- The request:
Using the data below, copy every line that contains the word "styles".

============================================================

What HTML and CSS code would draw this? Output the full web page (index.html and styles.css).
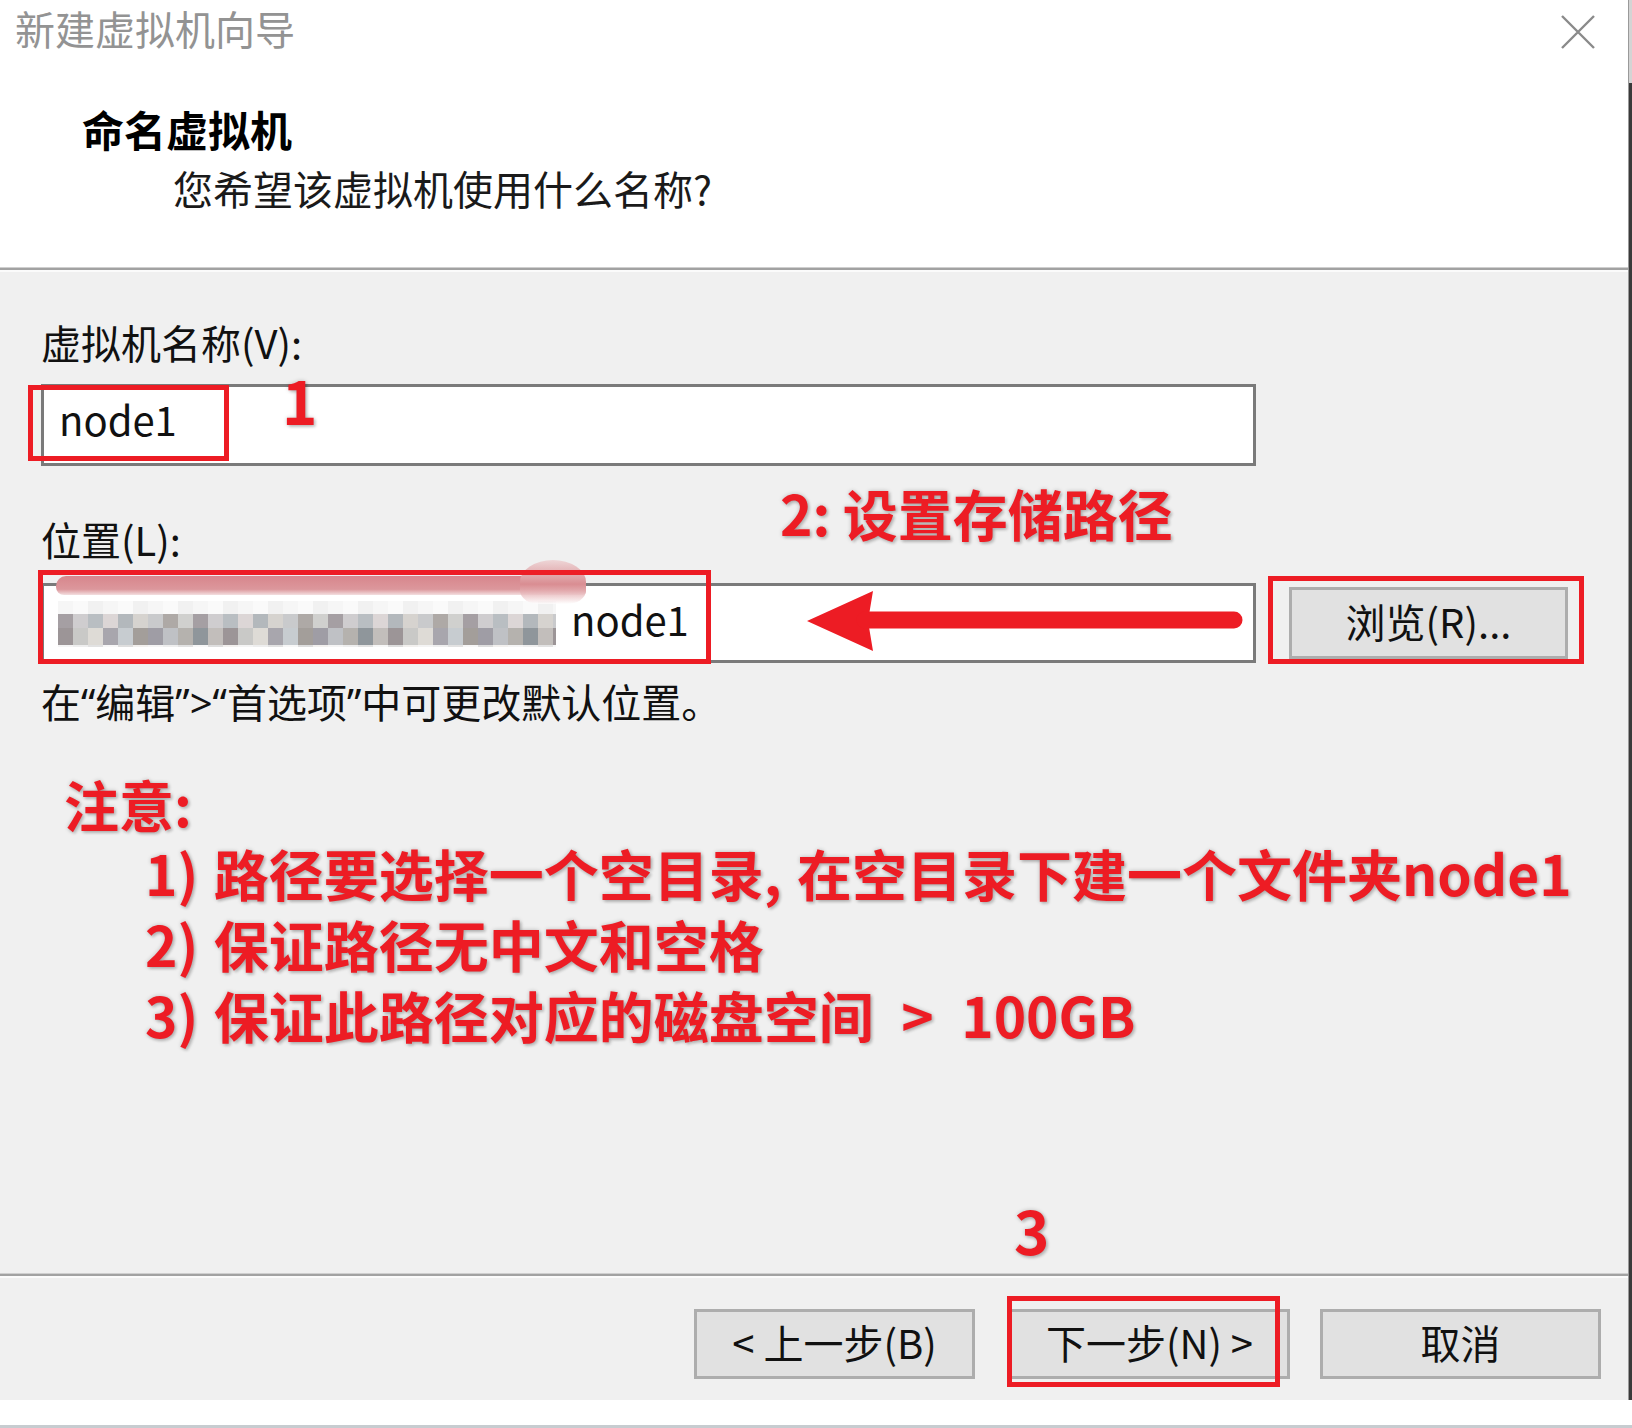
FILE: index.html
```html
<!DOCTYPE html>
<html lang="zh-CN">
<head>
    <meta charset="UTF-8">
    <title>新建虚拟机向导</title>
    <link rel="stylesheet" href="styles.css">
</head>
<body>
    <div class="window">
        <div class="dialog">
            <div class="header">
                <div class="titlebar">
                    <span class="title">新建虚拟机向导</span>
                    <svg class="close" width="36" height="34" viewBox="0 0 36 34">
                        <path d="M2 1 L34 33 M34 1 L2 33" stroke="#8a8a8a" stroke-width="2.4" fill="none"/>
                    </svg>
                </div>
                <h1 class="heading">命名虚拟机</h1>
                <p class="subtitle">您希望该虚拟机使用什么名称?</p>
            </div>
            <div class="rule"></div>

            <div class="content">
                <label class="label">虚拟机名称(V):</label>
                <div class="field name-field">node1</div>

                <label class="label loc-label">位置(L):</label>
                <div class="loc-row">
                    <div class="field loc-field">
                        <span class="mosaic"></span><span class="loc-text">node1</span>
                    </div>
                    <button class="btn browse-btn">浏览(R)...</button>
                </div>
                <p class="hint">在“编辑”&gt;“首选项”中可更改默认位置。</p>

                <div class="notes">
                    <div class="notes-title">注意:</div>
                    <ol class="notes-list">
                        <li>1) 路径要选择一个空目录, 在空目录下建一个文件夹node1</li>
                        <li>2) 保证路径无中文和空格</li>
                        <li>3) 保证此路径对应的磁盘空间&ensp;&gt;&ensp;100GB</li>
                    </ol>
                </div>
            </div>

            <div class="rule"></div>
            <div class="footer">
                <button class="btn">&lt; 上一步(B)</button>
                <button class="btn">下一步(N) &gt;</button>
                <button class="btn">取消</button>
            </div>
        </div>
        <div class="edge"></div>

        <!-- annotations drawn over the dialog -->
        <div class="smear"></div>
        <div class="smear-blob"></div>
        <div class="mark box-name"></div>
        <div class="mark box-loc"></div>
        <div class="mark box-browse"></div>
        <div class="mark box-next"></div>
        <span class="note-num num-1">1</span>
        <span class="note-step">2: 设置存储路径</span>
        <span class="note-num num-3">3</span>
        <svg class="arrow" width="436" height="60" viewBox="0 0 436 60">
            <polygon points="0,30 66,0 61,30 66,60" fill="#ed1c24"/>
            <line x1="58" y1="29" x2="427" y2="29" stroke="#ed1c24" stroke-width="17" stroke-linecap="round"/>
        </svg>
    </div>
    <div class="below"></div>
</body>
</html>
```

FILE: styles.css
```css
body {
    margin: 0;
    background-color: #fff;
    font-family: "Noto Sans CJK SC", "Noto Sans", sans-serif;
    color: #111;
}

.window {
    position: relative;
    display: flex;
    width: 1632px;
    height: 1400px;
}

.dialog {
    width: 1628px;
    display: flex;
    flex-direction: column;
    background-color: #f0f0f0;
}

.edge {
    width: 4px;
    background: linear-gradient(to bottom, #d4d4d4 0 83px, #3a3a3a 83px 100%);
    box-shadow: inset 1px 0 0 #9a9a9a;
}

/* header */
.header {
    background-color: #fff;
    height: 267px;
    box-sizing: border-box;
    padding-top: 4px;
}

.titlebar {
    display: flex;
    justify-content: space-between;
    align-items: flex-start;
    padding-left: 15px;
    padding-right: 32px;
}

.title {
    font-size: 40px;
    line-height: 48px;
    color: #939393;
}

.close {
    margin-top: 11px;
}

.heading {
    margin: 52px 0 0 82px;
    font-size: 42px;
    line-height: 50px;
    font-weight: bold;
    color: #000;
}

.subtitle {
    margin: 10px 0 0 173px;
    font-size: 40px;
    line-height: 48px;
    color: #1a1a1a;
}

.rule {
    height: 2px;
    background-color: #a2a2a2;
    border-top: 1px solid #cfcfcf;
    border-bottom: 2px solid #fbfbfb;
}

/* main area */
.content {
    flex: 1;
    padding: 46px 0 0 41px;
    font-size: 40px;
    line-height: 48px;
}

.label {
    display: block;
    color: #111;
}

.field {
    box-sizing: border-box;
    width: 1215px;
    height: 82px;
    margin-top: 18px;
    border: 3px solid #7a7a7a;
    background-color: #fff;
    padding-left: 15px;
    display: flex;
    align-items: center;
    padding-bottom: 12px;
}

.loc-label {
    margin-top: 49px;
}

.loc-row {
    display: flex;
    align-items: center;
    gap: 33px;
    margin-top: 20px;
}

.loc-row .field {
    margin-top: 0;
    height: 80px;
    padding-left: 14px;
    padding-bottom: 8px;
}

.mosaic {
    display: inline-block;
    width: 498px;
    height: 46px;
    margin-top: 10px;
    background-image:
        repeating-linear-gradient(90deg, #f6f6f6 0 15px, #fafafa 15px 30px, #f1f1f1 30px 45px),
        repeating-linear-gradient(90deg, #a59fa3 0 15px, #cfcdcf 15px 30px, #b9bec2 30px 45px, #dcd6d6 45px 60px, #b3b8bc 60px 75px, #d6d3cf 75px 90px, #c9cacc 90px 105px, #aea9a6 105px 120px, #d0d0ce 120px 135px),
        repeating-linear-gradient(90deg, #9c9597 0 15px, #c9c9c7 15px 30px, #dedbd6 30px 45px, #a8a6ad 45px 60px, #c7ccd0 60px 75px, #a39e9a 75px 90px, #9f9da5 90px 105px, #bfc1c5 105px 120px, #b5b2ae 120px 135px, #8f969b 135px 150px, #c2bebb 150px 165px),
        repeating-linear-gradient(90deg, #f4f4f4 0 15px, #eeeeee 15px 30px, #e2e2e2 30px 45px, #f7f7f7 45px 60px, #dedede 60px 75px, #f2f0ee 75px 90px);
    background-size: 100% 13px, 100% 14px, 100% 17px, 100% 15px;
    background-position: 0 0, 0 13px, 0 27px, 0 44px;
    background-repeat: no-repeat;
}

.loc-text {
    margin-left: 15px;
}

.btn {
    box-sizing: border-box;
    width: 281px;
    height: 70px;
    border: 3px solid #adadad;
    background-color: #e1e1e1;
    font-family: "Noto Sans CJK SC", "Noto Sans", sans-serif;
    font-size: 40px;
    line-height: 48px;
    color: #111;
    padding: 0 0 4px;
}

.browse-btn {
    width: 279px;
    height: 72px;
}

.hint {
    margin: 16px 0 0;
    font-family: "Noto Sans", "Noto Sans CJK SC", sans-serif;
}

/* red notes */
.notes {
    margin-top: 42px;
    padding-left: 23px;
    color: #ed1c24;
    font-size: 55px;
    font-weight: bold;
    line-height: 68px;
    text-shadow: 0 0 4px rgba(0, 0, 0, 0.22), 2px 2px 3px rgba(0, 0, 0, 0.18);
}

.notes-list {
    list-style: none;
    margin: 0;
    padding-left: 81px;
    line-height: 71px;
    word-spacing: 3px;
}

/* footer */
.footer {
    height: 122px;
    box-sizing: border-box;
    display: flex;
    justify-content: flex-end;
    gap: 30px;
    padding: 31px 27px 0 0;
}

.footer .btn:first-child {
    margin-right: 4px;
}

.below {
    height: 28px;
    background: linear-gradient(to bottom, #fff 0 25px, #c7ccd0 25px 28px);
}

/* annotations */
.mark {
    position: absolute;
    box-sizing: border-box;
    border: 5px solid #ed1c24;
}

.box-name { left: 28px; top: 385px; width: 201px; height: 76px; }
.box-loc { left: 38px; top: 570px; width: 673px; height: 94px; }
.box-browse { left: 1268px; top: 576px; width: 316px; height: 88px; }
.box-next { left: 1007px; top: 1296px; width: 273px; height: 91px; }

.smear {
    position: absolute;
    left: 56px;
    top: 576px;
    width: 530px;
    height: 19px;
    border-radius: 10px 10px 4px 8px;
    background: linear-gradient(to bottom, #d7868c, #dc979c 70%, #f3dfe0);
}

.smear-blob {
    position: absolute;
    left: 520px;
    top: 560px;
    width: 66px;
    height: 44px;
    border-radius: 50% 50% 30% 30%;
    background: linear-gradient(to bottom, #eed6d7, #d98d92 55%, rgba(255, 255, 255, 0.7));
}

.note-num,
.note-step {
    position: absolute;
    color: #ed1c24;
    font-weight: bold;
    text-shadow: 0 0 4px rgba(0, 0, 0, 0.22), 2px 2px 3px rgba(0, 0, 0, 0.18);
}

.note-num {
    font-size: 60px;
    line-height: 60px;
}

.num-1 { left: 282px; top: 369px; }
.num-3 { left: 1014px; top: 1199px; }

.note-step {
    left: 780px;
    top: 485px;
    font-size: 55px;
    line-height: 55px;
}

.arrow {
    position: absolute;
    left: 807px;
    top: 591px;
}
```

============================================================

- The result:
What HTML and CSS code would draw this? Output the full web page (index.html and styles.css).
    <link rel="stylesheet" href="styles.css">
FILE: styles.css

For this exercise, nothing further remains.